Insurance companies can get away with doing this because under the law an ERISA decision-maker is not automatically bound by the findings of the Social Security Administration that a person is disabled. See, e.g., Whitaker v. Hartford Life and Acc. Ins. Co., 404 F.3d 947, 949 (6th Cir. 2005). However, the ERISA decision-maker is not free to ignore the decision of the Social Security Administration, and the fact that a person has been found disabled by that Agency is a factor a court should consider, in the context of the record as a whole. Calvert v. Firstar Finance, Inc., 409 F.3d 286, 295 (6th Cir. 2005). Moreover, when a court is determining just how much weight should be given to the Social Security decision, when looking at the decision in the context of the record as a whole, a court should apply increasing amounts of skepticism to the insurance company’s decision-making, depending on such factors as whether the it required the claimant to apply for Social Security, whether it benefited financially from the favorable Social Security decision, and, as occurs in some cases, whether it took an active role in assisting the claimant in applying for Social Security. See, e.g., Darland v. Fortis Benefits Insurance Company, 317 F.3d 516, 530 (6th Cir. 2003), Calvert v. Firstar Finance, Inc.,409 F.3d 286, 294-295 (6th Cir., 2005).
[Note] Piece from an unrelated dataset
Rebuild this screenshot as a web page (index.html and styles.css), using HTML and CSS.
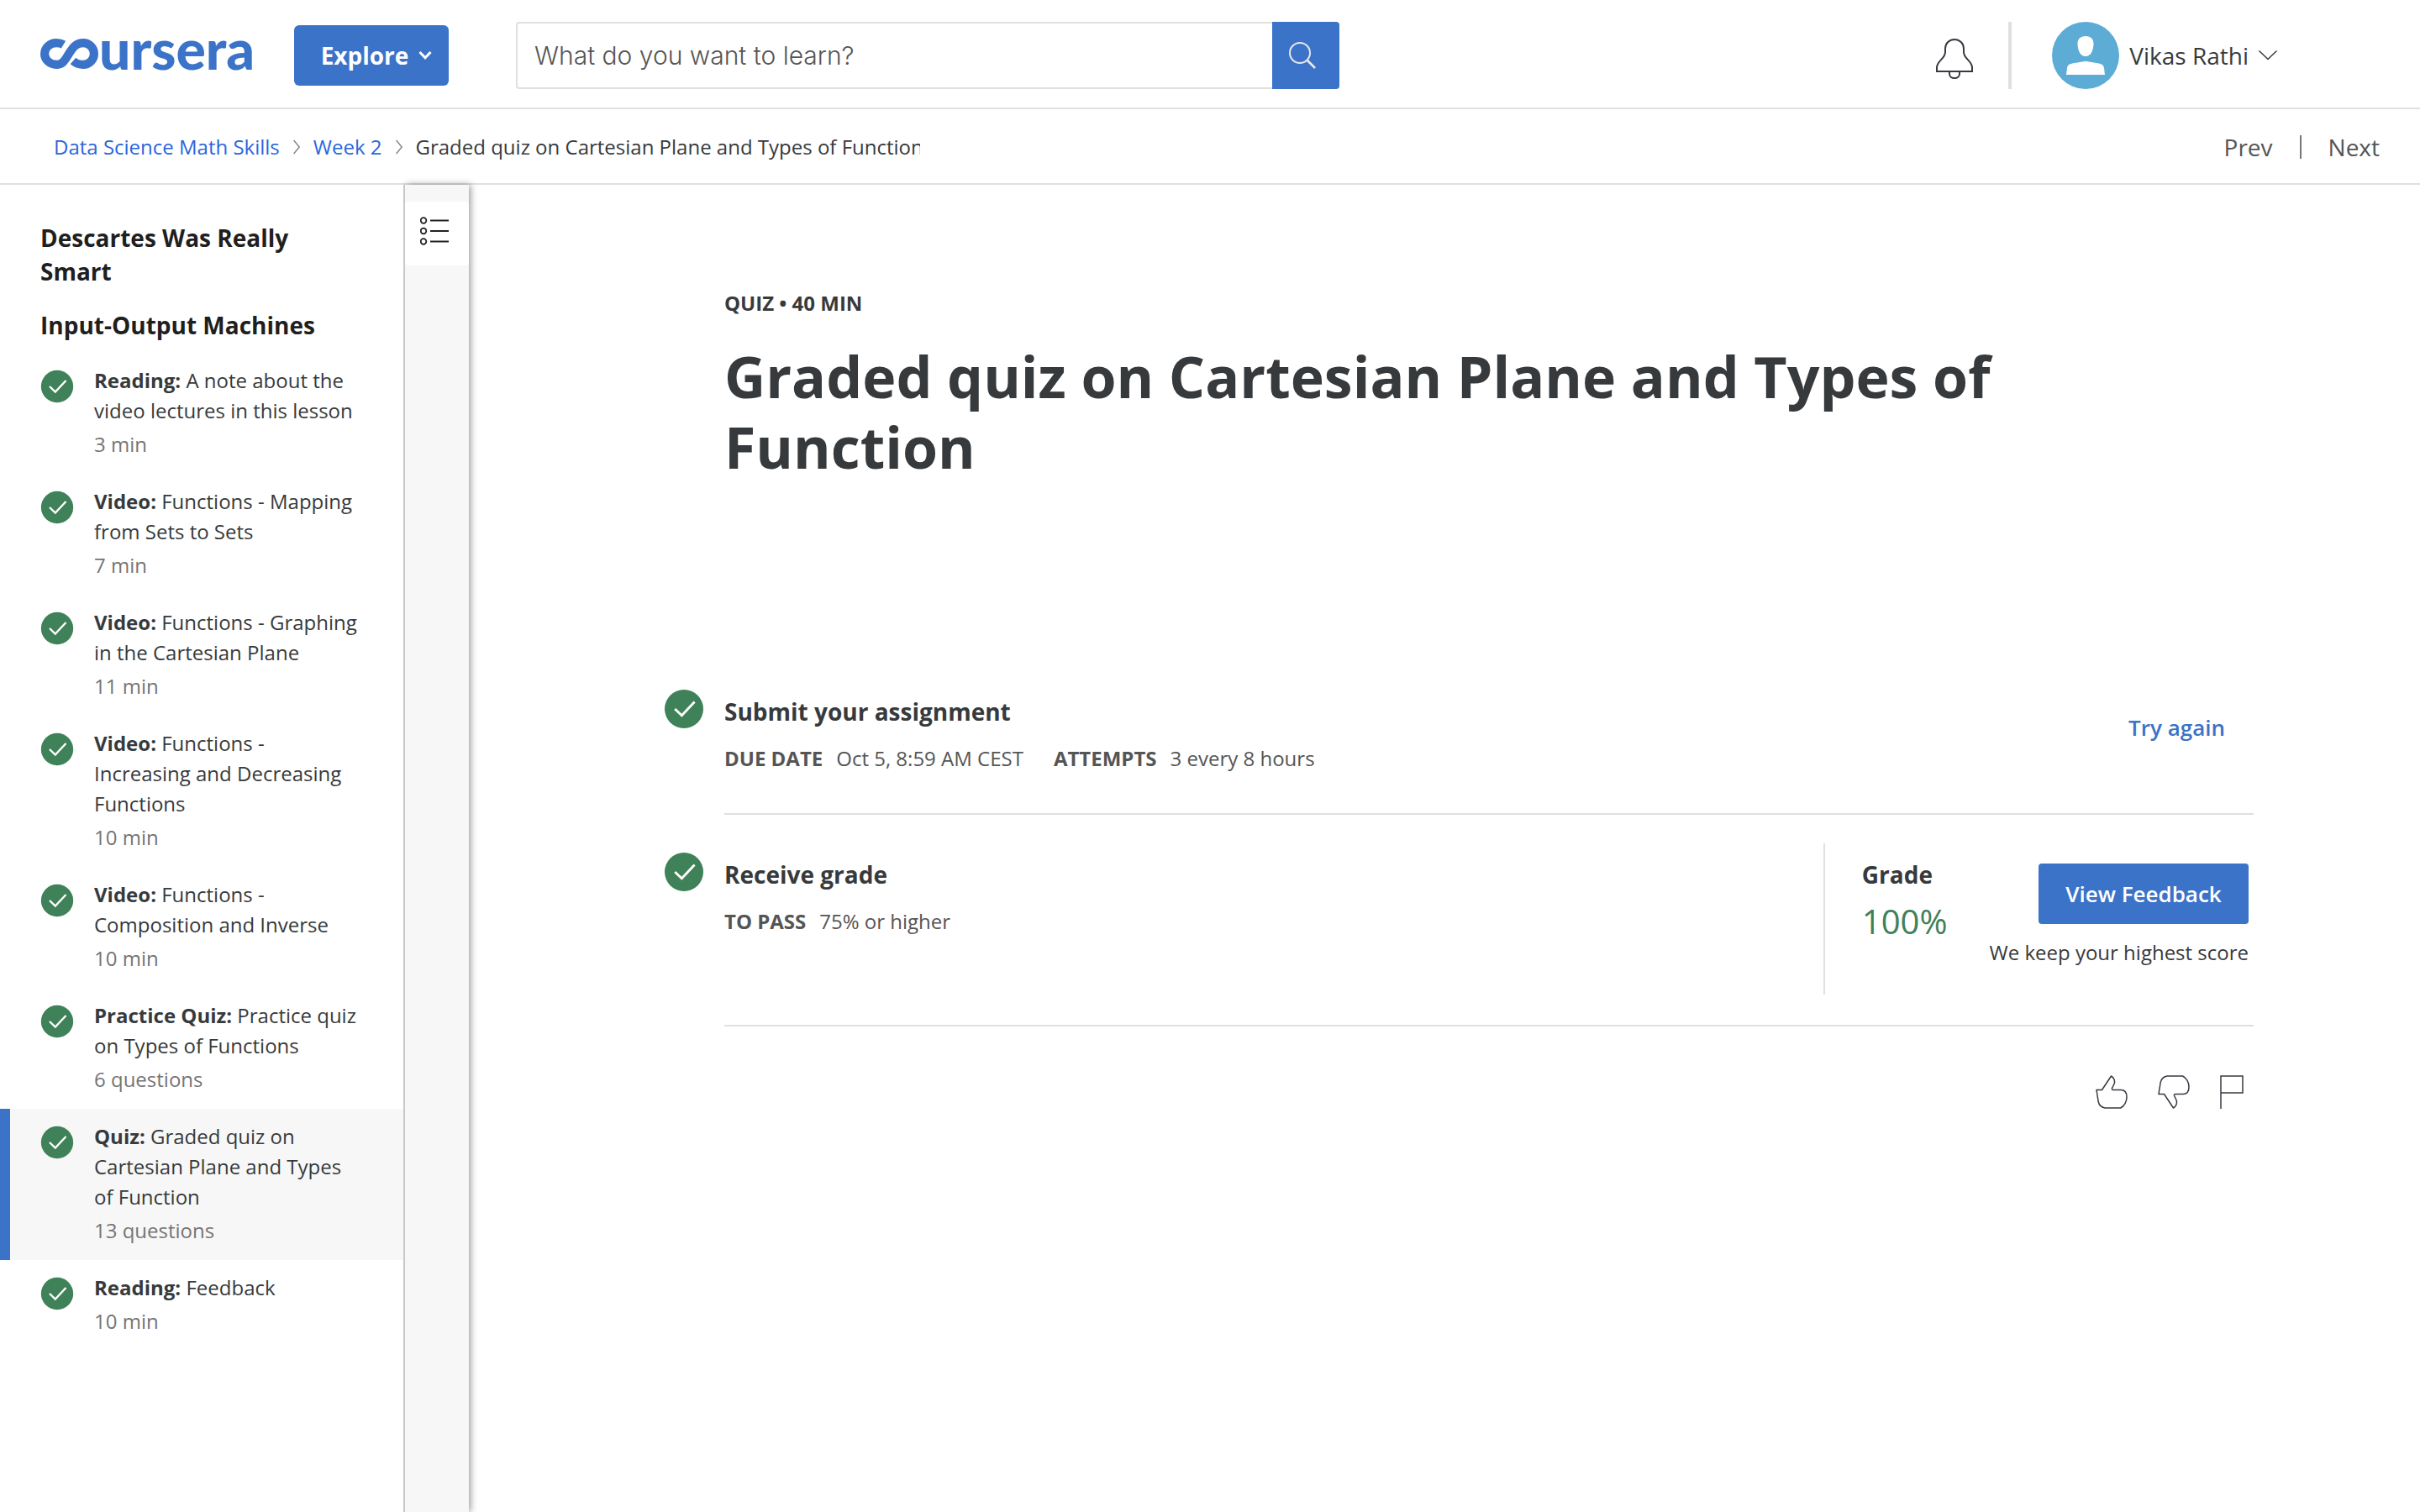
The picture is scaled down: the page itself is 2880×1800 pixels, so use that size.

Significantly, in a case decided recently, DeLisle v. Sun Life Assur.Co of Canada, 2009 FED App. 0082P (6th Cir. March 4, 2009), the court explained that while a Social Security award does not automatically mean the claimant is entitled to benefits under a private disability plan, the court cited Bennett v. Kemper Nat’l Servs., 514 F.3d 547, 554 (6th Cir. 2008) for the proposition that “[i]f the plan administrator (1) encourages the applicant to apply for Social Security disability payments; (2) financially benefits from the applicant’s receipt of Social Security; and then (3) fails to explain why it is taking a position different from the Social Security Administration on the question of disability, the reviewing court should weigh this in favor of a finding that the decision was arbitrary and capricious." DeLisle, 2009 FED App. 0082P at 5-6.
Arguably, where an insurance company actually hires a representative to help its insured apply for Social Security disability benefits, to appeal denials by the Social Security Administration, and eventually obtain his or her benefits, then judicial estoppel should apply. Regrettably, this too is not an uncommon practice. Aguiding principle of the doctrine of judicial estoppel is that it should apply when a litigant is “playing fast and loose with the courts and when intentional self-contradiction is being used as a means of obtaining unfair advantage. . ." GE HFS Holdings, Inc. v. National Union Fire Insurance Co. of Pittsburgh, PA, 520 F.Supp.2d 213, 233 (D.Mass.2007)(quoting Patriot Cinemas, Inc. v. General Cinemas Corp., 834 F.2d 208, 212 (1st Cir. 1987)). And that, of course, is precisely what insurance companies do.
In summary, it is common for an insurance company to practiceintentional self-contradiction by having its agent or quasi-agent (in the case of a suggested representative) argue that its insured was disabled for purposes of Social Security disability and then reject nearly identical arguments when brought by the insured in his or her LTD claim. While the law indicates that an ERISA decision-maker is not automatically bound by the findings of the Social Security Administration, a court should be skeptical when an insurance company requires the claimant to apply for Social Security, benefits financially from the favorable decision of the Administration, and especially, if it takes an active role in helping the claimant obtain those benefits.